Poet Vivian Ayers Allen, mother of Debbie Allen and Phylicia Rashad, turns 100

Vivian Ayers Allen’s famous daughters and family celebrate the Pulitzer Prize nominee's 100th birthday.

Pulitzer Prize-nominated poet Vivian Ayers Allen, mom to Debbie Allen and Phylicia Rashad, recently turned 100. 

On Thursday, Debbie celebrated her mother, who is also a former literary agent and activist, in a post on Instagram

Vivian Ayers Allen, Debbie Allen, Phylicia Rashad, Andrew Arthur Allen Jr., Vivian Ayers Allen turns 100, Black writers, Black famous mothers, theGrio.com
Allen family members (from left) Phylicia Rashad, brother Andrew Arthur Allen Jr., mother Vivian Ayers Allen and sister Debbie Allen attend a 2018 program, “A Tale of Two Sisters” honoring Debbie Allen and Phylicia Rashad at Wallis Annenberg Center for the Performing Arts in Beverly Hills. More recently, the family celebrated Vivian Ayers Allen as she turned 100. (Photo by Joe Scarnici/Getty Images)

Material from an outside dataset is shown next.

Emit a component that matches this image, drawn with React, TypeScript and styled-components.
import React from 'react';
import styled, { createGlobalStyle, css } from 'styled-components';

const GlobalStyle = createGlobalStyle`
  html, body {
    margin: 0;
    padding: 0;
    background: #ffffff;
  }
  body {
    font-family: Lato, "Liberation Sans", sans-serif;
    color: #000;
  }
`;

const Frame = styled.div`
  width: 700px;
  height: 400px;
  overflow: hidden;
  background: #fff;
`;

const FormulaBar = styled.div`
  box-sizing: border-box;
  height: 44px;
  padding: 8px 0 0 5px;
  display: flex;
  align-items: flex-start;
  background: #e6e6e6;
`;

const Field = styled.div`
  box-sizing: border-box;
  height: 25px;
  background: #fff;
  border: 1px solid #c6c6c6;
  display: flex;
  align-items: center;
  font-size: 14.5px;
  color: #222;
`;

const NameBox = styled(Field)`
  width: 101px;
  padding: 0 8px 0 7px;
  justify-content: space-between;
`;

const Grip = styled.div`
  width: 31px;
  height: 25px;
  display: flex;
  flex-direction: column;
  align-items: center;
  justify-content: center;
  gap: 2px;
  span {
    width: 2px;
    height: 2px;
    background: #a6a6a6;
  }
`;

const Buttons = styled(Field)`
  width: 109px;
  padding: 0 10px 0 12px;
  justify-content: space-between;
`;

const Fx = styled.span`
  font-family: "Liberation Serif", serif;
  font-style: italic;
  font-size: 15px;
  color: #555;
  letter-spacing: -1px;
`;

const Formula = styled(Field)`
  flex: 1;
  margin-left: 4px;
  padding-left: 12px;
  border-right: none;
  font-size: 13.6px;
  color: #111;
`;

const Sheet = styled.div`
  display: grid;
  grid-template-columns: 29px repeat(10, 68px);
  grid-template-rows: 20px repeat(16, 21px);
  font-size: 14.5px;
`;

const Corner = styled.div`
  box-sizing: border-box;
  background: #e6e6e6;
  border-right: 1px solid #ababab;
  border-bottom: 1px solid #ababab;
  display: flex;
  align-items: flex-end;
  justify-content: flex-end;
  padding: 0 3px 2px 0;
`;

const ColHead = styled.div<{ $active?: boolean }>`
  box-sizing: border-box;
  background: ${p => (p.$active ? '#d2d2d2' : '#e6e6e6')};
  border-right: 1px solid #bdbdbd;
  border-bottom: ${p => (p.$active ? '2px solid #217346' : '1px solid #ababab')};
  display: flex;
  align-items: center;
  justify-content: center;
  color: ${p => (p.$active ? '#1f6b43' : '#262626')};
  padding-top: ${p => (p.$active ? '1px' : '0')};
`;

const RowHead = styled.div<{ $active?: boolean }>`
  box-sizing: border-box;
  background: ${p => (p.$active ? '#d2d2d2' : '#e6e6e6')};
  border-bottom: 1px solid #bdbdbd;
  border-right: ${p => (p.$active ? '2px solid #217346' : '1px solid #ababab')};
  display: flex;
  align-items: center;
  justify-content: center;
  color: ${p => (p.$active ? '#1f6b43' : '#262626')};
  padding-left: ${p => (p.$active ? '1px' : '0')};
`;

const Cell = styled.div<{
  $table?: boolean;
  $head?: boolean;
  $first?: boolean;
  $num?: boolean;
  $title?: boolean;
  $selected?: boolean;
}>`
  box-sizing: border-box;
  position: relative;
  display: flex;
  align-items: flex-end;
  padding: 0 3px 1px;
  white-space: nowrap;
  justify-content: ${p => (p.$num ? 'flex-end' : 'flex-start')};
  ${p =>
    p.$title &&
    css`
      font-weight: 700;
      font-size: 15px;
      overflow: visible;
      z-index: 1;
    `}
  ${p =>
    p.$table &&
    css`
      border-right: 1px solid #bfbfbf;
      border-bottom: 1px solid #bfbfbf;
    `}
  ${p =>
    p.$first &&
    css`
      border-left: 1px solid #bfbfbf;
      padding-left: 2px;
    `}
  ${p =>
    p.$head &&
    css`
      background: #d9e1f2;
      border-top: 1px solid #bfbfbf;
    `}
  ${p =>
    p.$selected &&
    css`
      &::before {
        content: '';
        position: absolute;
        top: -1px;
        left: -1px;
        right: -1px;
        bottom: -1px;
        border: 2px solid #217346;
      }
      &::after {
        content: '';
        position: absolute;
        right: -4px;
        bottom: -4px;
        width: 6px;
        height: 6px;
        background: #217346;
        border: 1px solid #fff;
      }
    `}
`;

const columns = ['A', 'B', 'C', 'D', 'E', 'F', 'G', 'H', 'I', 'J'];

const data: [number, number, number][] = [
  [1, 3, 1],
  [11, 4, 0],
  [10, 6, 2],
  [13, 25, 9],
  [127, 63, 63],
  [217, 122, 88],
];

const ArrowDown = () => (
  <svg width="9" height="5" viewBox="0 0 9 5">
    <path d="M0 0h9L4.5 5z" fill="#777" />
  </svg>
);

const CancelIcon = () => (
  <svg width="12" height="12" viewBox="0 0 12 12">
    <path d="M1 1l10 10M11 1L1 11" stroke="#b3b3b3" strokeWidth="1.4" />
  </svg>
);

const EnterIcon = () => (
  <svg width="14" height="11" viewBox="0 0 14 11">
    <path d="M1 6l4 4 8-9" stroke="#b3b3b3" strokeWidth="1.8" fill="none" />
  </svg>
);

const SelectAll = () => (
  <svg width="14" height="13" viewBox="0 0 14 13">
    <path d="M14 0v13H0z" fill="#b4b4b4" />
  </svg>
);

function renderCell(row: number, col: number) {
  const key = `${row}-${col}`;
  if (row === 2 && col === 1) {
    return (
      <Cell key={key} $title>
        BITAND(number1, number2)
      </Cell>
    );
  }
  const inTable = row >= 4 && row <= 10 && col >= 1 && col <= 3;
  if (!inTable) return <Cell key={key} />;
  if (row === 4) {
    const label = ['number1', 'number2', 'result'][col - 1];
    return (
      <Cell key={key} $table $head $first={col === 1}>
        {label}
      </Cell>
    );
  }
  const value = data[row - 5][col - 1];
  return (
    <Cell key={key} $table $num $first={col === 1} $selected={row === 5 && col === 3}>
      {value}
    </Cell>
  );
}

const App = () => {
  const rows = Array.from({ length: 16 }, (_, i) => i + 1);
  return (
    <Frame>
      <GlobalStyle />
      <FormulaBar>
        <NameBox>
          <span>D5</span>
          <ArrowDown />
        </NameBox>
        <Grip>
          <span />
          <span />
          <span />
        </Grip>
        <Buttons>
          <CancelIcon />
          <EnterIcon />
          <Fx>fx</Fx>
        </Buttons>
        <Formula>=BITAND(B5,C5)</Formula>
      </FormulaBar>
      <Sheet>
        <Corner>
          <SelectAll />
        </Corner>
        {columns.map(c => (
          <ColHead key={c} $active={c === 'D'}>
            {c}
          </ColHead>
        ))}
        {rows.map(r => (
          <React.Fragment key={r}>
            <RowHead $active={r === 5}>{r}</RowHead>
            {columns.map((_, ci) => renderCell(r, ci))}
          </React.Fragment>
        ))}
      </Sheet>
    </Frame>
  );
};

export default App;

“Mom, you are the true Renaissance Woman Lish, Vivian, Condola, Carmen, Gel, Tracey, Natalie, Chloe, Shiloh, Avi, and I aspire to [be],” she captioned the post, which included a carousel of pictures.

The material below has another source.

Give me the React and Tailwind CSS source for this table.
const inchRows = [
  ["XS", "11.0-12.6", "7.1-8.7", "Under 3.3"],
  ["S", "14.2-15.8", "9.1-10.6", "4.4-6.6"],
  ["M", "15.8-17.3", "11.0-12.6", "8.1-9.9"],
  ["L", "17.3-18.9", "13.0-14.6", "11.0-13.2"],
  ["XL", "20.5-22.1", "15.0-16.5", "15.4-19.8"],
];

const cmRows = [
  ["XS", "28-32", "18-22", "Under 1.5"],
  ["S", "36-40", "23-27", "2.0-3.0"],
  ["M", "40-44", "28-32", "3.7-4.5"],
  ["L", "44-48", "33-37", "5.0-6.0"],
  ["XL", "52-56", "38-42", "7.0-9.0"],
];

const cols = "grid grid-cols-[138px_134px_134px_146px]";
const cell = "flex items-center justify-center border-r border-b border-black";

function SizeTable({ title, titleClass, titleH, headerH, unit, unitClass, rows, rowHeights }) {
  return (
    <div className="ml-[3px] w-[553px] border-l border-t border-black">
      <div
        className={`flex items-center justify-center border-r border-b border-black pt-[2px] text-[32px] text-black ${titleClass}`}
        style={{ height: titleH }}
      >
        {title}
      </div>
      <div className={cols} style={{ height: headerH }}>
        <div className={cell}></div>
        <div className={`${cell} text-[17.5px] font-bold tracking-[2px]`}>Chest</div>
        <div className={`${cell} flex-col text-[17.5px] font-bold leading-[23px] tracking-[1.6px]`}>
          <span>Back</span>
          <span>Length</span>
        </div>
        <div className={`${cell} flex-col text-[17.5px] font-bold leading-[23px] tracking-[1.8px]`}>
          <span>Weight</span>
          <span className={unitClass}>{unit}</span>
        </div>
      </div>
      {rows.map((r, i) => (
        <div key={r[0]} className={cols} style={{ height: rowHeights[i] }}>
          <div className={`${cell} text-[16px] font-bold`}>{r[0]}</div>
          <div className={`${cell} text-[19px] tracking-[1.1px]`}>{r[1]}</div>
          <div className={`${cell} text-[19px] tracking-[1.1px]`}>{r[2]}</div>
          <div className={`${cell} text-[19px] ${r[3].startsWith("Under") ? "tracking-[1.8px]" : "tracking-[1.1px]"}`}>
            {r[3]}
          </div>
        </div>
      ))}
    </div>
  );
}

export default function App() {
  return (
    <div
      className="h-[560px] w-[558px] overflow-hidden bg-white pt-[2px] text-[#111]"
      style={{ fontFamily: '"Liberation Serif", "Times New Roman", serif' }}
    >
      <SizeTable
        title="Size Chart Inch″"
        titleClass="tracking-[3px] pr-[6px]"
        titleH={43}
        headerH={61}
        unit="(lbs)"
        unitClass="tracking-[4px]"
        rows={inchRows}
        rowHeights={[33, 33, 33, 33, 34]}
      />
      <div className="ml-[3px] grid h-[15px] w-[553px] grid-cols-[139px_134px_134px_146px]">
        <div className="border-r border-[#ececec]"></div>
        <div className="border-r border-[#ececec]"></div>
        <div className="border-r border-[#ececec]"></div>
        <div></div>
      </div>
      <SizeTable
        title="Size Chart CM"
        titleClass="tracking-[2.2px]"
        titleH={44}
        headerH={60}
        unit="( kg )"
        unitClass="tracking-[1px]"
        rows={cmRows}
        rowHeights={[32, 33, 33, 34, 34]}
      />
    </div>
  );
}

The first photo, an intimate shot of Debbie looking lovingly at her mother, is followed by others from a birthday celebration in honor of the writer. The scenes include pictures of Allen’s family coming together and giving speeches, a birthday cake referencing her poem “Hawk,” and a few more of Debbie and her mom.  

“THANK YOU for giving us a path of Light, Love, Fight and Faith to follow,” Debbie added. “We celebrate your 100 Years around the sun!”

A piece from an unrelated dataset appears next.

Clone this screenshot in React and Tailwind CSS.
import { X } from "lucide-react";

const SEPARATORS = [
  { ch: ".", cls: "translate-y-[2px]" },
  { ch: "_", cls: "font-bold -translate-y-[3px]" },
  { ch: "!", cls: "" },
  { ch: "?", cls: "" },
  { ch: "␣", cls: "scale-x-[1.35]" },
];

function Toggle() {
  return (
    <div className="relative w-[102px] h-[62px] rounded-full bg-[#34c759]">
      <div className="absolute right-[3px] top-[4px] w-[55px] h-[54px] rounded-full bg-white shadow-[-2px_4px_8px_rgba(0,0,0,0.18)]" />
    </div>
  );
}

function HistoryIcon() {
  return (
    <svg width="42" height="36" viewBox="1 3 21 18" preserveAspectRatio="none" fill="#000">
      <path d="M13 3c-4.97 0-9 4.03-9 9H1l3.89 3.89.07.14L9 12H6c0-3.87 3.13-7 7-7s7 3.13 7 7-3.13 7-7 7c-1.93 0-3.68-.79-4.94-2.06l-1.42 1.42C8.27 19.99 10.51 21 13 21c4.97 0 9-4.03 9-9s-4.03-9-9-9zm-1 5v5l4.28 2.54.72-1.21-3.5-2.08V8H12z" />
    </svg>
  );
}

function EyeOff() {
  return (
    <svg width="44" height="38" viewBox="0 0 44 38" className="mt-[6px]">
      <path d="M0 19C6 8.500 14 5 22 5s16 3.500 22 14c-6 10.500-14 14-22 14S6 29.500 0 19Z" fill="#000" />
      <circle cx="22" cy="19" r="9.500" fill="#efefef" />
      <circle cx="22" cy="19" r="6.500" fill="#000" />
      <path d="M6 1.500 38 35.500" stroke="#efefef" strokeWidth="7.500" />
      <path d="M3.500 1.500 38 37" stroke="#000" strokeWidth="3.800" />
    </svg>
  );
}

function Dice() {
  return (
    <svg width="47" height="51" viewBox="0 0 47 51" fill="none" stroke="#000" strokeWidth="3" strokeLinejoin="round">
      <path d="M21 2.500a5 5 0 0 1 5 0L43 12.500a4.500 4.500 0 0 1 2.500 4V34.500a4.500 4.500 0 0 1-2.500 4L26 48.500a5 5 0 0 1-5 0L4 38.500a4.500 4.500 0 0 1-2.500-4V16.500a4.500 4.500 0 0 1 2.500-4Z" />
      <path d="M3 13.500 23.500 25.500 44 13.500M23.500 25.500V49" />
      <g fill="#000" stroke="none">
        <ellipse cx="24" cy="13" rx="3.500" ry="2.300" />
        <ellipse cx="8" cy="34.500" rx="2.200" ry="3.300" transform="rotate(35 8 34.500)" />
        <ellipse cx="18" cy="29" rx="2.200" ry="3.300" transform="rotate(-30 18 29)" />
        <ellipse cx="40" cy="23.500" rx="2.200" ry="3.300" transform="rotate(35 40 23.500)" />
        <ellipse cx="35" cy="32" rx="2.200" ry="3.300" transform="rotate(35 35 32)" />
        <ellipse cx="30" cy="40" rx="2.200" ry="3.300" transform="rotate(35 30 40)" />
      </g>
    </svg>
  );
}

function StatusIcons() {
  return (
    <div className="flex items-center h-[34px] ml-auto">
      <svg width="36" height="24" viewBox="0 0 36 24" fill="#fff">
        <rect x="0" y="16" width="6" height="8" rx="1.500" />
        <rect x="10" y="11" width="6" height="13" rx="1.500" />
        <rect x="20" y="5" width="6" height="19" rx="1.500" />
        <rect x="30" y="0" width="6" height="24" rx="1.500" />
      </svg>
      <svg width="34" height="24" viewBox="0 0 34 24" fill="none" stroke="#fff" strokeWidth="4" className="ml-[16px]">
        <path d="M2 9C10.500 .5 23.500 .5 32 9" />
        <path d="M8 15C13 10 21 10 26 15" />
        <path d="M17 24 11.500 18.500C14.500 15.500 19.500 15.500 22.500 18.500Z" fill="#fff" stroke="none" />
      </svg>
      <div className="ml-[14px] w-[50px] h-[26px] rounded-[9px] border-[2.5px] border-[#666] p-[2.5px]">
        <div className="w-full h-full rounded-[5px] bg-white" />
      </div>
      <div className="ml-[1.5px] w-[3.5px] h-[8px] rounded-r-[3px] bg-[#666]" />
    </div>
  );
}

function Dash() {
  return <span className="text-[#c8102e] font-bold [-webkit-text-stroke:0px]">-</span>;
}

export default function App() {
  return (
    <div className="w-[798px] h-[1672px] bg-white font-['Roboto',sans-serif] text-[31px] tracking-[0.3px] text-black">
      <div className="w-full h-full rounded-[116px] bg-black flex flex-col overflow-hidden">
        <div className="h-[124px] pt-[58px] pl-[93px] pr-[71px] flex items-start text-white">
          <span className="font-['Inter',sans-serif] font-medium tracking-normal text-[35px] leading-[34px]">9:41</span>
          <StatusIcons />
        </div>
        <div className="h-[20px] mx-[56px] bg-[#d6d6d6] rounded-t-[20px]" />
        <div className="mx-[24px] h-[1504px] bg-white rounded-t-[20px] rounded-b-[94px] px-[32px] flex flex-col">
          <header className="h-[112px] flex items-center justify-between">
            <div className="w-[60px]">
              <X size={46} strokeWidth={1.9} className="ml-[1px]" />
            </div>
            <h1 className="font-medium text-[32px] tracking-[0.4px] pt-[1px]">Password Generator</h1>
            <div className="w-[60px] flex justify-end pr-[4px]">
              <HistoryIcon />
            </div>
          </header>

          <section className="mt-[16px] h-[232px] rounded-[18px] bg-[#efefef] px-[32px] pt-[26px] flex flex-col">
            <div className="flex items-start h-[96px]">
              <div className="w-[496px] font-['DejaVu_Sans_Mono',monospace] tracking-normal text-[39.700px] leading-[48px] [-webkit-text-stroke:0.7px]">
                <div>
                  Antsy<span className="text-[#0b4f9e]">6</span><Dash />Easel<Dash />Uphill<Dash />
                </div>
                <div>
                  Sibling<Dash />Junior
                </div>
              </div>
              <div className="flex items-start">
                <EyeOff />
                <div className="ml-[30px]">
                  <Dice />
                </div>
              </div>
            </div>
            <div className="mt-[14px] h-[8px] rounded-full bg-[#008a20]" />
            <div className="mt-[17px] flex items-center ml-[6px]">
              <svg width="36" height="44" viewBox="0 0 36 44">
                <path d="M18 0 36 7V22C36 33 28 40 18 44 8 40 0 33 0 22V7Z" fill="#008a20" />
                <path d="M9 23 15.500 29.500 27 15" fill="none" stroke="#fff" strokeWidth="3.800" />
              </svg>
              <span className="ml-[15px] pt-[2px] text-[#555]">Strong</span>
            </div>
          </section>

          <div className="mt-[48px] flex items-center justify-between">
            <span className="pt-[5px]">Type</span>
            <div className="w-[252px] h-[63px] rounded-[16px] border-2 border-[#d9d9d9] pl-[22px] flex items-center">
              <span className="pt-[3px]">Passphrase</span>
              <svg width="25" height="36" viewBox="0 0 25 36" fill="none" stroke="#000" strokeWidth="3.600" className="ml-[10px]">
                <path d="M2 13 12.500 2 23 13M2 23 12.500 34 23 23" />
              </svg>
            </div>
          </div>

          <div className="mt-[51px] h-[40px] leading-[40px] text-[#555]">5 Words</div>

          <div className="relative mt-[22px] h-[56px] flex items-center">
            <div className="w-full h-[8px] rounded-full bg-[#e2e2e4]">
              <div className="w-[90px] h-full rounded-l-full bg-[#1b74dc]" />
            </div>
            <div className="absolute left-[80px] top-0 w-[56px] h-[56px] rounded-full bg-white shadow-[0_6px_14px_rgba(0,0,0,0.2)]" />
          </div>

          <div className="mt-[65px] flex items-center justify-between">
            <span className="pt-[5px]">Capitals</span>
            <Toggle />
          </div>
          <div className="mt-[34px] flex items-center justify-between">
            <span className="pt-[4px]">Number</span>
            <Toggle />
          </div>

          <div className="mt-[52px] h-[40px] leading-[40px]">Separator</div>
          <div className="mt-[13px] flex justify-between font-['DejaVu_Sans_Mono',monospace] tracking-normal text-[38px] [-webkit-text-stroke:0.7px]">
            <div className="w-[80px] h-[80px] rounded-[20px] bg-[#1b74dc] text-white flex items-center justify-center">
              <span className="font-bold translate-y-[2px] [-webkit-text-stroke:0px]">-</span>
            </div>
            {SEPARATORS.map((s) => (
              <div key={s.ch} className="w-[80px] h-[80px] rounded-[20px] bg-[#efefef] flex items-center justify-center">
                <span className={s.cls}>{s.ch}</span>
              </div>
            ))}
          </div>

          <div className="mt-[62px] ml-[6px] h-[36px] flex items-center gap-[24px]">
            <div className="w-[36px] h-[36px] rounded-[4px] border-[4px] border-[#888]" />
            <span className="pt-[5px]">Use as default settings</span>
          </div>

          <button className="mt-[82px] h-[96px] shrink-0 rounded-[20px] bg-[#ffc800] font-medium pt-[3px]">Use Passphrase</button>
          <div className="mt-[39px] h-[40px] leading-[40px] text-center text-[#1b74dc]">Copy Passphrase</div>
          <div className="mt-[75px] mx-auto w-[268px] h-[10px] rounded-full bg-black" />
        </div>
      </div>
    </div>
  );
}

According to People, Vivian Ayers Allen was nominated for the Pulitzer Prize in 1952 for her collection of poems, “Spice of Dawns,” followed by the widely celebrated poem “Hawk” in 1957.

She also studied classical Greek and received honorary doctorates from Bennett College and Wilberforce University. Along with her two famous daughters, Allen is also mother to two sons, Hugh and Andrew Allen Jr.

In a previous interview with NPR, Rashad said she learned a lot about motherhood from her mother Allen. The iconic TV mom also gave insight into what it was like to grow up with such an illustrious mother in real life. 

“As a child, it was amazing to have my mother — and somewhat disconcerting at times, because she wasn’t like other mothers,” Rashad said. “Other mothers didn’t get up at 3 o’clock in the morning to write. My mother did, every day.”

Rashad further described her mother as someone who made appreciating the arts a family value. 

“It was my mother who gave us a real appreciation for art and literature as living things, not just as something hung on the wall or placed on the shelf — an appreciation for ideas and the power of thought and human intention,” Rashad said. “My mother gave us a lot — she gave us everything.”